- WHAT THE EXERCISE ASKS: Will you write out the data exactly, excluding every picture?

- MATERIAL PROVIDED:
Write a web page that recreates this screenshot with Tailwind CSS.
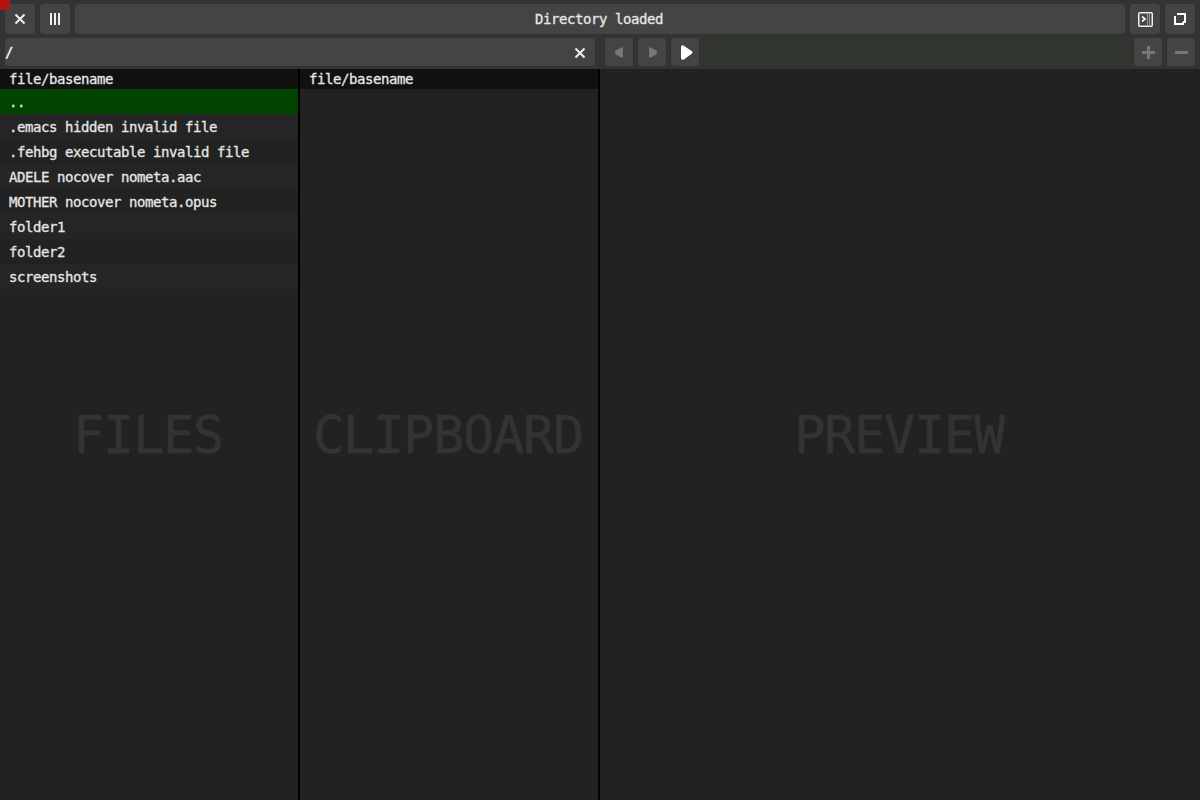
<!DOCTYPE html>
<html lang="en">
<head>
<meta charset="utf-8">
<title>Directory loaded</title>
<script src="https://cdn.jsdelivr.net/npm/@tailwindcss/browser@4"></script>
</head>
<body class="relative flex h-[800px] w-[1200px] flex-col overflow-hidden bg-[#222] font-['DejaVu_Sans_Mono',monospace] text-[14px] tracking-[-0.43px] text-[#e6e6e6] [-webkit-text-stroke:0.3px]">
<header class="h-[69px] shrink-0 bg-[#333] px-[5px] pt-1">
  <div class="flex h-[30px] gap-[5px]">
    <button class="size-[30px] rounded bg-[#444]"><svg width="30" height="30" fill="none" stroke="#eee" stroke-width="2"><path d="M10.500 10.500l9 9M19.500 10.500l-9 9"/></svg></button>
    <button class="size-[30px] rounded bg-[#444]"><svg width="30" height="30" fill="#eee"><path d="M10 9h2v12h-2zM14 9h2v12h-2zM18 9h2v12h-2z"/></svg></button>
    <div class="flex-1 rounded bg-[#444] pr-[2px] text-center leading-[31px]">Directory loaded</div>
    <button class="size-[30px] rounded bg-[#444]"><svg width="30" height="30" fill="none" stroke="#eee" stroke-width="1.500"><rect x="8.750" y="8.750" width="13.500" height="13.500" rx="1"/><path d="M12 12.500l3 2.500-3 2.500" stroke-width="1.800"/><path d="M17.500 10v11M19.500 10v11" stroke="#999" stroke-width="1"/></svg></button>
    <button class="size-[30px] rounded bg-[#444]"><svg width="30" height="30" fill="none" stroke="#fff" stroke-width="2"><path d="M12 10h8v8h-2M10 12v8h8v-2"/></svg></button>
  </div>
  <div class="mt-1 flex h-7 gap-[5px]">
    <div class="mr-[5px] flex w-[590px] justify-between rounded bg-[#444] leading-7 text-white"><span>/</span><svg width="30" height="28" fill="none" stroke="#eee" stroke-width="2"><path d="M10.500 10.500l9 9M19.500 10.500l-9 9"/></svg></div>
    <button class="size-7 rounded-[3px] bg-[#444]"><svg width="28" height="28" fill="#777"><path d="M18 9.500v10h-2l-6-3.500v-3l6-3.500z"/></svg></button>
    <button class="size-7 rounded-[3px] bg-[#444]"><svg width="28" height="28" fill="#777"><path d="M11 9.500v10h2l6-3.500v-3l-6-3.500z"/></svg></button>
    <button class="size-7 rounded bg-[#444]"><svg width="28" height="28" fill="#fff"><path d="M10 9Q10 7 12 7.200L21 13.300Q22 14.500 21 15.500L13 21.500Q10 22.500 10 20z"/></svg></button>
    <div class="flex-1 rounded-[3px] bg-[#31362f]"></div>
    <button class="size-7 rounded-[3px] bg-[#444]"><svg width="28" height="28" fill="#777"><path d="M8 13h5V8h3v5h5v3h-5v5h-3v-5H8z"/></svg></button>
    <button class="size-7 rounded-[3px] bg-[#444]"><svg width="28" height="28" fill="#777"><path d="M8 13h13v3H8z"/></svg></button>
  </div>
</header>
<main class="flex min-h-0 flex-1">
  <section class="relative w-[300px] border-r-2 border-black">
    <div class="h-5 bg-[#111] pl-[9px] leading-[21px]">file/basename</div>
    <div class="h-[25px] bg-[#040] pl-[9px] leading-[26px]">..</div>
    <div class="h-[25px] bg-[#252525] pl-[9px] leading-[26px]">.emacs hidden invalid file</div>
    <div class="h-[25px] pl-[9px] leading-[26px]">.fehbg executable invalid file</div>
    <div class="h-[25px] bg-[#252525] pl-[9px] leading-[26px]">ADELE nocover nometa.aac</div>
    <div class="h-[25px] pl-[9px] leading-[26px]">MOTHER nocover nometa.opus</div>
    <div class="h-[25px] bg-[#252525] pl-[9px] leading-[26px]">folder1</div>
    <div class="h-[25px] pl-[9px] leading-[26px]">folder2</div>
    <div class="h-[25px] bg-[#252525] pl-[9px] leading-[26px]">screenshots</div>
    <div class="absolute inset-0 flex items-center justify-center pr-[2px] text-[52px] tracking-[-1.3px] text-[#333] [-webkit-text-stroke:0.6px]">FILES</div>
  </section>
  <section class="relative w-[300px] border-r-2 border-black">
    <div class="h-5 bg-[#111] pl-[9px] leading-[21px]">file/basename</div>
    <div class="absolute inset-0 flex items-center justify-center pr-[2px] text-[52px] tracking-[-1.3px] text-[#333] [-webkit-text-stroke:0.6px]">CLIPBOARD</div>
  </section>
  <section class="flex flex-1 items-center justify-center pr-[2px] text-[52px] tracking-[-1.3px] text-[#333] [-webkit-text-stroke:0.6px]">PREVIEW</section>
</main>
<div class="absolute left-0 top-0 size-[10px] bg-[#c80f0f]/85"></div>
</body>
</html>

- COMPLETE RESPONSE:
Write a web page that recreates this screenshot with Tailwind CSS.
<!DOCTYPE html>
<html lang="en">
<head>
<meta charset="utf-8">
<title>Directory loaded</title>
<script src="https://cdn.jsdelivr.net/npm/@tailwindcss/browser@4"></script>
</head>
<body class="relative flex h-[800px] w-[1200px] flex-col overflow-hidden bg-[#222] font-['DejaVu_Sans_Mono',monospace] text-[14px] tracking-[-0.43px] text-[#e6e6e6] [-webkit-text-stroke:0.3px]">
<header class="h-[69px] shrink-0 bg-[#333] px-[5px] pt-1">
  <div class="flex h-[30px] gap-[5px]">
    <button class="size-[30px] rounded bg-[#444]"><svg width="30" height="30" fill="none" stroke="#eee" stroke-width="2"><path d="M10.500 10.500l9 9M19.500 10.500l-9 9"/></svg></button>
    <button class="size-[30px] rounded bg-[#444]"><svg width="30" height="30" fill="#eee"><path d="M10 9h2v12h-2zM14 9h2v12h-2zM18 9h2v12h-2z"/></svg></button>
    <div class="flex-1 rounded bg-[#444] pr-[2px] text-center leading-[31px]">Directory loaded</div>
    <button class="size-[30px] rounded bg-[#444]"><svg width="30" height="30" fill="none" stroke="#eee" stroke-width="1.500"><rect x="8.750" y="8.750" width="13.500" height="13.500" rx="1"/><path d="M12 12.500l3 2.500-3 2.500" stroke-width="1.800"/><path d="M17.500 10v11M19.500 10v11" stroke="#999" stroke-width="1"/></svg></button>
    <button class="size-[30px] rounded bg-[#444]"><svg width="30" height="30" fill="none" stroke="#fff" stroke-width="2"><path d="M12 10h8v8h-2M10 12v8h8v-2"/></svg></button>
  </div>
  <div class="mt-1 flex h-7 gap-[5px]">
    <div class="mr-[5px] flex w-[590px] justify-between rounded bg-[#444] leading-7 text-white"><span>/</span><svg width="30" height="28" fill="none" stroke="#eee" stroke-width="2"><path d="M10.500 10.500l9 9M19.500 10.500l-9 9"/></svg></div>
    <button class="size-7 rounded-[3px] bg-[#444]"><svg width="28" height="28" fill="#777"><path d="M18 9.500v10h-2l-6-3.500v-3l6-3.500z"/></svg></button>
    <button class="size-7 rounded-[3px] bg-[#444]"><svg width="28" height="28" fill="#777"><path d="M11 9.500v10h2l6-3.500v-3l-6-3.500z"/></svg></button>
    <button class="size-7 rounded bg-[#444]"><svg width="28" height="28" fill="#fff"><path d="M10 9Q10 7 12 7.200L21 13.300Q22 14.500 21 15.500L13 21.500Q10 22.500 10 20z"/></svg></button>
    <div class="flex-1 rounded-[3px] bg-[#31362f]"></div>
    <button class="size-7 rounded-[3px] bg-[#444]"><svg width="28" height="28" fill="#777"><path d="M8 13h5V8h3v5h5v3h-5v5h-3v-5H8z"/></svg></button>
    <button class="size-7 rounded-[3px] bg-[#444]"><svg width="28" height="28" fill="#777"><path d="M8 13h13v3H8z"/></svg></button>
  </div>
</header>
<main class="flex min-h-0 flex-1">
  <section class="relative w-[300px] border-r-2 border-black">
    <div class="h-5 bg-[#111] pl-[9px] leading-[21px]">file/basename</div>
    <div class="h-[25px] bg-[#040] pl-[9px] leading-[26px]">..</div>
    <div class="h-[25px] bg-[#252525] pl-[9px] leading-[26px]">.emacs hidden invalid file</div>
    <div class="h-[25px] pl-[9px] leading-[26px]">.fehbg executable invalid file</div>
    <div class="h-[25px] bg-[#252525] pl-[9px] leading-[26px]">ADELE nocover nometa.aac</div>
    <div class="h-[25px] pl-[9px] leading-[26px]">MOTHER nocover nometa.opus</div>
    <div class="h-[25px] bg-[#252525] pl-[9px] leading-[26px]">folder1</div>
    <div class="h-[25px] pl-[9px] leading-[26px]">folder2</div>
    <div class="h-[25px] bg-[#252525] pl-[9px] leading-[26px]">screenshots</div>
    <div class="absolute inset-0 flex items-center justify-center pr-[2px] text-[52px] tracking-[-1.3px] text-[#333] [-webkit-text-stroke:0.6px]">FILES</div>
  </section>
  <section class="relative w-[300px] border-r-2 border-black">
    <div class="h-5 bg-[#111] pl-[9px] leading-[21px]">file/basename</div>
    <div class="absolute inset-0 flex items-center justify-center pr-[2px] text-[52px] tracking-[-1.3px] text-[#333] [-webkit-text-stroke:0.6px]">CLIPBOARD</div>
  </section>
  <section class="flex flex-1 items-center justify-center pr-[2px] text-[52px] tracking-[-1.3px] text-[#333] [-webkit-text-stroke:0.6px]">PREVIEW</section>
</main>
<div class="absolute left-0 top-0 size-[10px] bg-[#c80f0f]/85"></div>
</body>
</html>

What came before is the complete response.